3 Pour une visions plus globale de la médiatisation de l’enlèvement, voir par exemple PINKER, Roy, Faire sensation. De l’enlèvement du bébé Lindbergh au Barnum médiatique, Marseille, Agone, 2017.

4 En réalité Al Capone, touché par l’évènement, propose son aide aux enquêteurs afin de permettre de retrouver le bébé. « Le retour du baby est-il imminent ? », L’Ouest-Eclair, 10 mars 1932, p. 1.

5 Ibid.

6 Ibid.

7 « Le Russe Gorguloff a été interrogé hier par M. Fougery, juge d’instruction », Le Nouvelliste du Morbihan, 13 mai 1932, p. 1.

8 « Dénouement tragique », L’Ouest-Eclair, 13 mai 1932, p. 5.
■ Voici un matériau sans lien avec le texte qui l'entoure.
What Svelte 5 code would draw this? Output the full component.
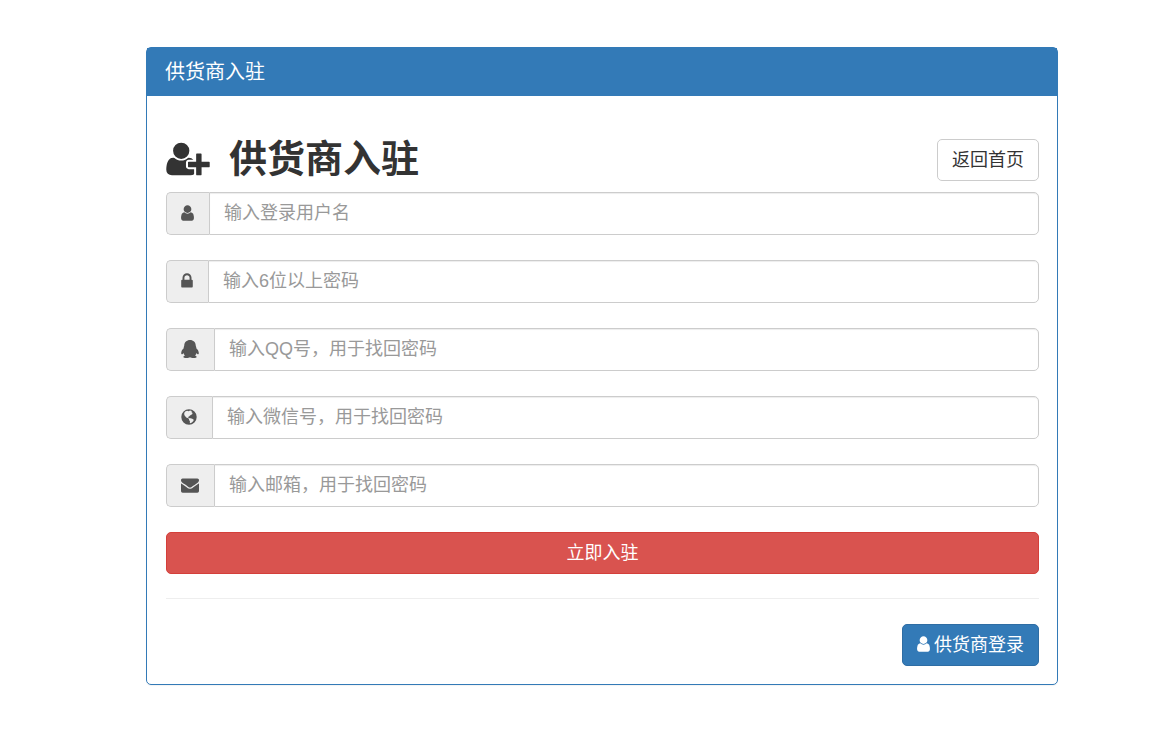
<script>
	const userPath = 'M1408 1399q0 109-62.500 187t-150.500 78h-854q-88 0-150.500-78t-62.500-187q0-85 8.500-160.500t31.500-152 58.500-131 94-89 134.500-34.500q131 128 313 128t313-128q76 0 134.500 34.500t94 89 58.500 131 31.500 152 8.500 160.500zm-256-887q0 159-112.500 271.500t-271.500 112.500-271.500-112.500-112.500-271.500 112.500-271.500 271.500-112.500 271.500 112.500 112.500 271.500z';

	const fields = [
		{
			name: 'user',
			type: 'text',
			placeholder: '输入登录用户名',
			width: 13,
			viewBox: '128 0 1280 1792',
			path: userPath
		},
		{
			name: 'pwd',
			type: 'password',
			placeholder: '输入6位以上密码',
			width: 12,
			viewBox: '320 0 1152 1792',
			path: 'M640 768h512v-192q0-106-75-181t-181-75-181 75-75 181v192zm832 96v576q0 40-28 68t-68 28h-960q-40 0-68-28t-28-68v-576q0-40 28-68t68-28h32v-192q0-184 132-316t316-132 316 132 132 316v192h32q40 0 68 28t28 68z'
		},
		{
			name: 'qq',
			type: 'text',
			placeholder: '输入QQ号，用于找回密码',
			width: 18,
			viewBox: '0 0 1792 1792',
			path: 'M896 0C570 0 330 220 320 560C320 610 280 650 270 710C260 770 285 790 270 820C140 930 20 1110 20 1290C20 1400 60 1430 90 1430C150 1430 200 1360 240 1290C265 1390 330 1480 400 1550C310 1580 240 1630 240 1690C240 1770 370 1792 530 1792C710 1792 830 1760 896 1710C962 1760 1082 1792 1262 1792C1422 1792 1552 1770 1552 1690C1552 1630 1482 1580 1392 1550C1462 1480 1527 1390 1552 1290C1592 1360 1642 1430 1702 1430C1732 1430 1772 1400 1772 1290C1772 1110 1652 930 1522 820C1507 790 1532 770 1522 710C1512 650 1472 610 1472 560C1462 220 1222 0 896 0z'
		},
		{
			name: 'weixin',
			type: 'text',
			placeholder: '输入微信号，用于找回密码',
			width: 16,
			viewBox: '128 0 1536 1792',
			path: 'M896 128a768 768 0 1 0 0 1536a768 768 0 1 0 0-1536zM520 340L700 270L860 330L1000 240L1180 300L1130 400L1230 480L1240 600L1120 660L1000 740L900 850L800 890L840 960L950 1020L1060 1010L1220 1080L1370 1170L1330 1300L1180 1440L1030 1530L980 1490L990 1330L900 1200L890 1080L760 1000L620 940L520 810L430 700L420 500z'
		},
		{
			name: 'email',
			type: 'email',
			placeholder: '输入邮箱，用于找回密码',
			width: 18,
			viewBox: '0 0 1792 1792',
			path: 'M1792 710v794q0 66-47 113t-113 47h-1472q-66 0-113-47t-47-113v-794q44 49 101 87 362 246 497 345 57 42 92.500 65.500t94.500 48 110 24.500h2q51 0 110-24.500t94.500-48 92.500-65.500q170-123 498-345 57-39 100-87zm0-294q0 79-49 151t-122 123q-376 261-468 325-10 7-42.500 31t-54 38.500-52 32.500-57.500 27-50 9h-2q-23 0-50-9t-57.500-27-52-32.500-54-38.500-42.500-31q-91-64-262-182.500t-205-142.500q-62-42-117-115.500t-55-136.500q0-78 41.500-130t118.500-52h1472q65 0 112.500 47t47.500 113z'
		}
	];

	let values = $state({ user: '', pwd: '', qq: '', weixin: '', email: '' });
</script>

<main>
	<div class="panel">
		<div class="panel-heading">供货商入驻</div>
		<div class="panel-body">
			<div class="title">
				<h1>
					<svg width="44" height="38" viewBox="0 0 2048 1792" aria-hidden="true">
						<path d="M704 896q-159 0-271.500-112.500t-112.500-271.500 112.500-271.500 271.500-112.500 271.500 112.500 112.500 271.500-112.500 271.500-271.500 112.500zm960 128h352q13 0 22.500 9.500t9.500 22.500v192q0 13-9.500 22.500t-22.500 9.500h-352v352q0 13-9.500 22.500t-22.500 9.500h-192q-13 0-22.500-9.500t-9.500-22.500v-352h-352q-13 0-22.500-9.500t-9.500-22.500v-192q0-13 9.500-22.500t22.500-9.500h352v-352q0-13 9.500-22.500t22.500-9.500h192q13 0 22.500 9.500t9.500 22.500v352zm-736 224q0 52 38 90t90 38h256v238q-68 50-171 50h-874q-121 0-194-69t-73-190q0-53 3.500-103.500t14-109 26.500-108.500 43-97.500 62-81 85.500-53.500 111.500-20q19 0 39 17 79 61 154.500 91.500t164.500 30.500 164.500-30.500 154.500-91.500q20-17 39-17 132 0 217 96h-223q-52 0-90 38t-38 90v192z" />
					</svg>
					供货商入驻
				</h1>
				<a class="btn" href="/">返回首页</a>
			</div>
			<form onsubmit={(e) => e.preventDefault()}>
				{#each fields as field}
					<div class="input-group">
						<label for={field.name} aria-label={field.placeholder}>
							<svg width={field.width} height="18" viewBox={field.viewBox} aria-hidden="true">
								<path fill-rule="evenodd" d={field.path} />
							</svg>
						</label>
						<input id={field.name} type={field.type} placeholder={field.placeholder} bind:value={values[field.name]} />
					</div>
				{/each}
				<button class="btn danger" type="submit">立即入驻</button>
			</form>
			<hr />
			<div class="footer">
				<a class="btn primary" href="/login">
					<svg width="13" height="18" viewBox="128 0 1280 1792" aria-hidden="true">
						<path d={userPath} />
					</svg>
					供货商登录
				</a>
			</div>
		</div>
	</div>
</main>

<style>
	:global(body) {
		background: #fff;
		color: #333;
		font-family: 'Liberation Sans', 'Noto Sans CJK SC', sans-serif;
		font-size: 18px;
		line-height: 24px;
	}

	main {
		padding: 47px 105px 47px 146px;
	}

	svg {
		padding-bottom: 2px;
		fill: currentColor;
	}

	.panel {
		border: 1px solid #337ab7;
		border-radius: 5px;
		box-shadow: 0 1px 1px rgba(0, 0, 0, 0.05);
	}

	.panel-heading {
		padding: 12px 18px;
		background: #337ab7;
		color: #fff;
		font-size: 20px;
	}

	.panel-body {
		padding: 36px 18px 18px 19px;
	}

	.title {
		display: flex;
		align-items: center;
		justify-content: space-between;
		margin-bottom: 5px;
	}

	h1 {
		display: flex;
		align-items: center;
		gap: 19px;
		margin: 0;
		font-size: 38px;
		line-height: 55px;
	}

	form {
		display: flex;
		flex-direction: column;
		gap: 25px;
	}

	.input-group {
		display: flex;
	}

	label {
		display: flex;
		align-items: center;
		padding: 0 15px 0 14px;
		border: 1px solid #ccc;
		border-right: 0;
		border-radius: 5px 0 0 5px;
		background: #eee;
		color: #555;
	}

	input {
		flex: 1;
		min-width: 0;
		box-sizing: border-box;
		height: 43px;
		padding: 7px 14px;
		border: 1px solid #ccc;
		border-radius: 0 5px 5px 0;
		box-shadow: inset 0 1px 1px rgba(0, 0, 0, 0.075);
		color: #555;
		font: inherit;
	}

	input::placeholder {
		color: #999;
	}

	input:focus {
		border-color: #66afe9;
		outline: 0;
	}

	.btn {
		display: inline-flex;
		align-items: center;
		justify-content: center;
		gap: 4px;
		box-sizing: border-box;
		height: 42px;
		padding: 0 14px;
		border: 1px solid #ccc;
		border-radius: 5px;
		background: #fff;
		color: #333;
		font: inherit;
		text-decoration: none;
		cursor: pointer;
	}

	.danger {
		border-color: #d43f3a;
		background: #d9534f;
		color: #fff;
	}

	.primary {
		border-color: #2e6da4;
		background: #337ab7;
		color: #fff;
	}

	hr {
		margin: 24px 0 25px;
		border: 0;
		border-top: 1px solid #eee;
	}

	.footer {
		display: flex;
		justify-content: flex-end;
	}
</style>
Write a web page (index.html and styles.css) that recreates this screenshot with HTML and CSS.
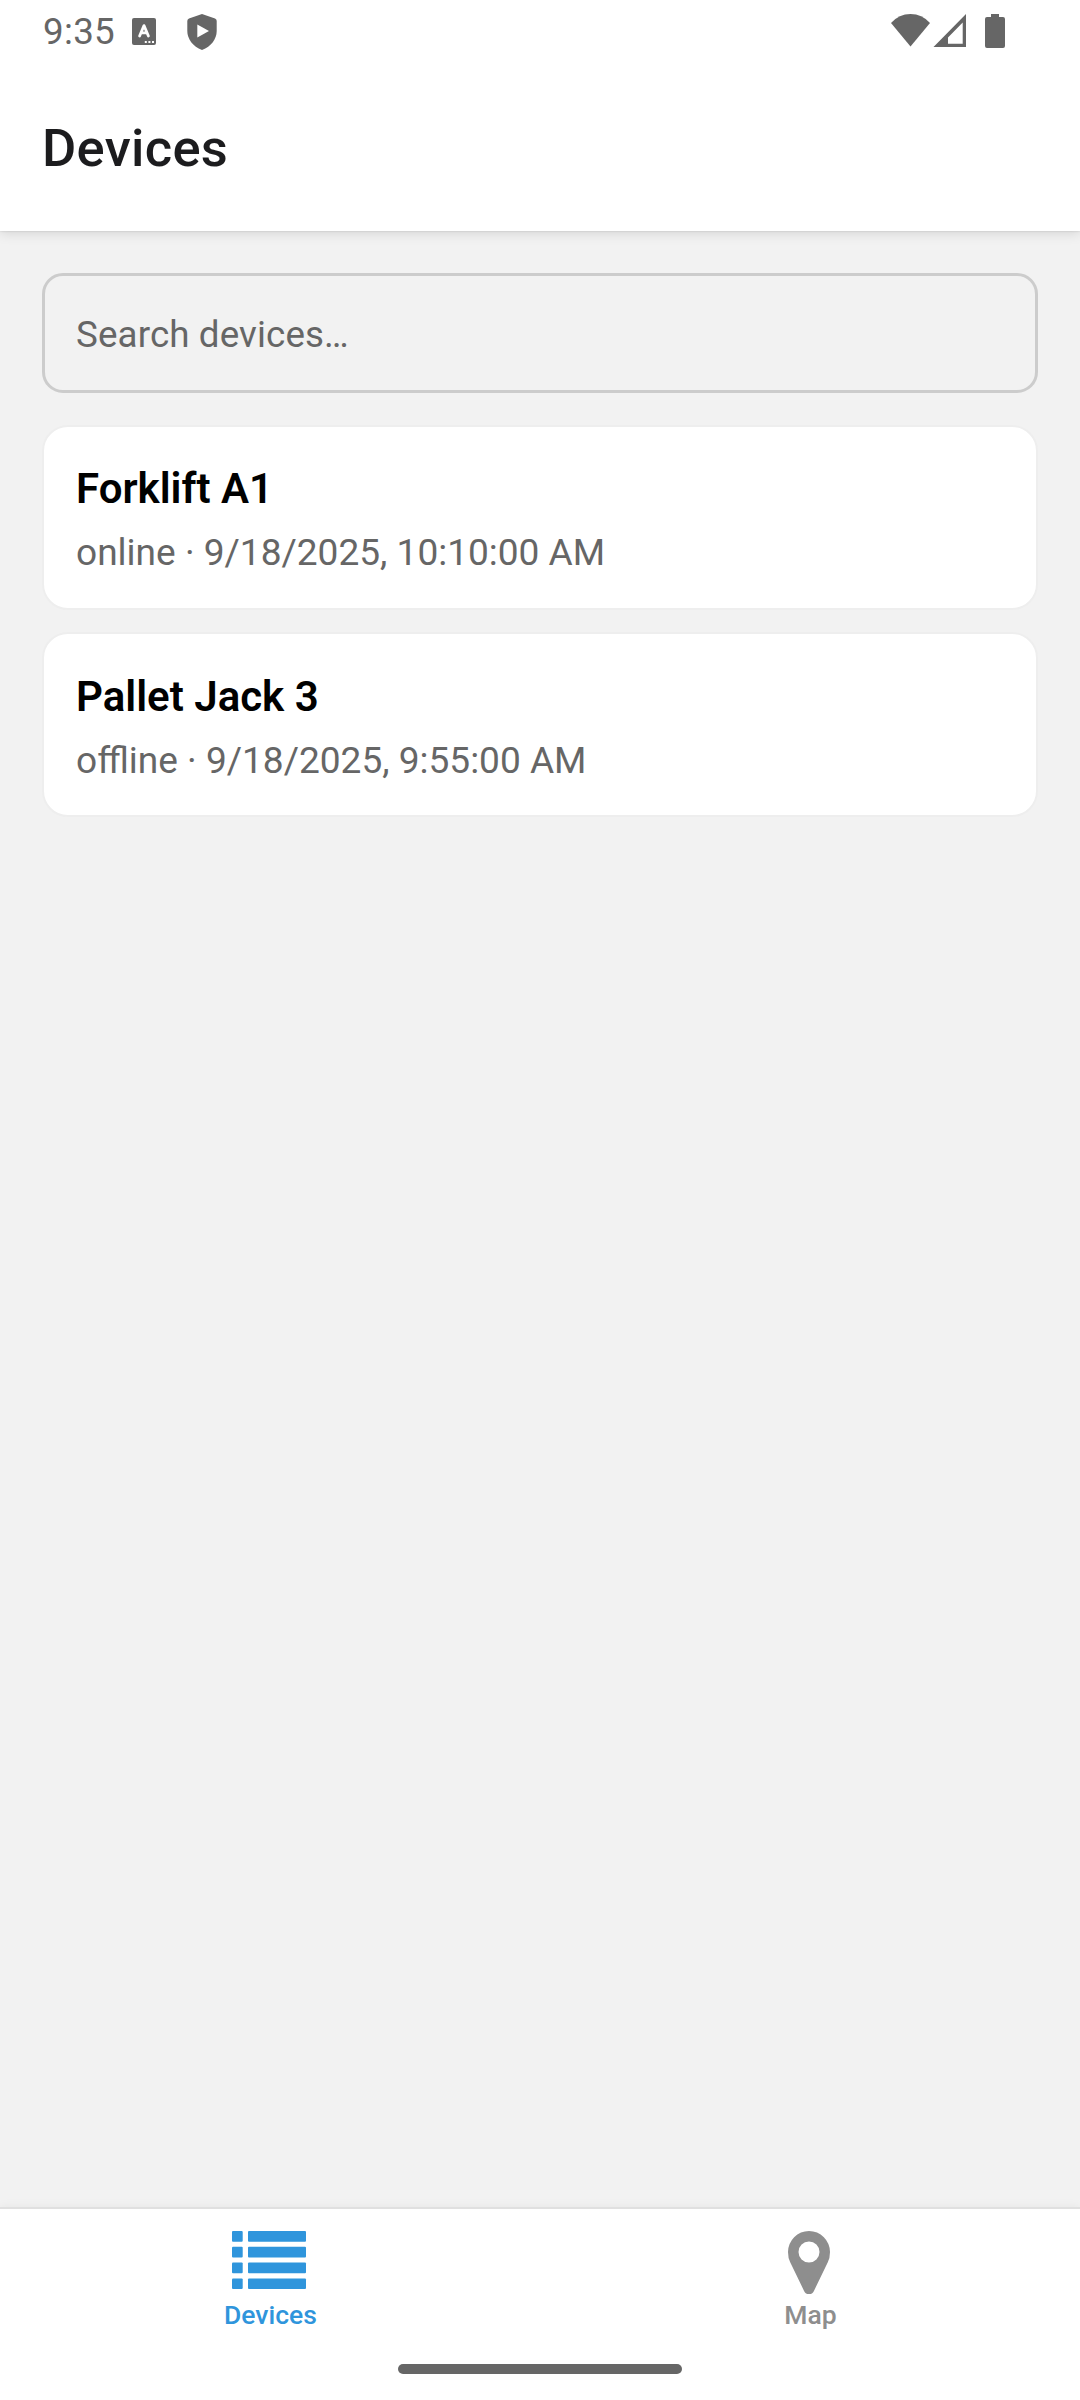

9 « Le dénouement tragique », Le Nouvelliste du Morbihan, 14 mai 1932, p. 1.

10 « L’homme arrêté à Séville est-il un imposteur ? », Le Nouvelliste du Morbihan, 27 octobre 1932, p. 2.

11 « L’épilogue de l’affaire Lindbergh », L’Ouest-Eclair, 15 février 1935, p. 1 ; « Bruno Hauptmann a été exécuté », L’Ouest-Eclair, 4 avril 1936, p. 3.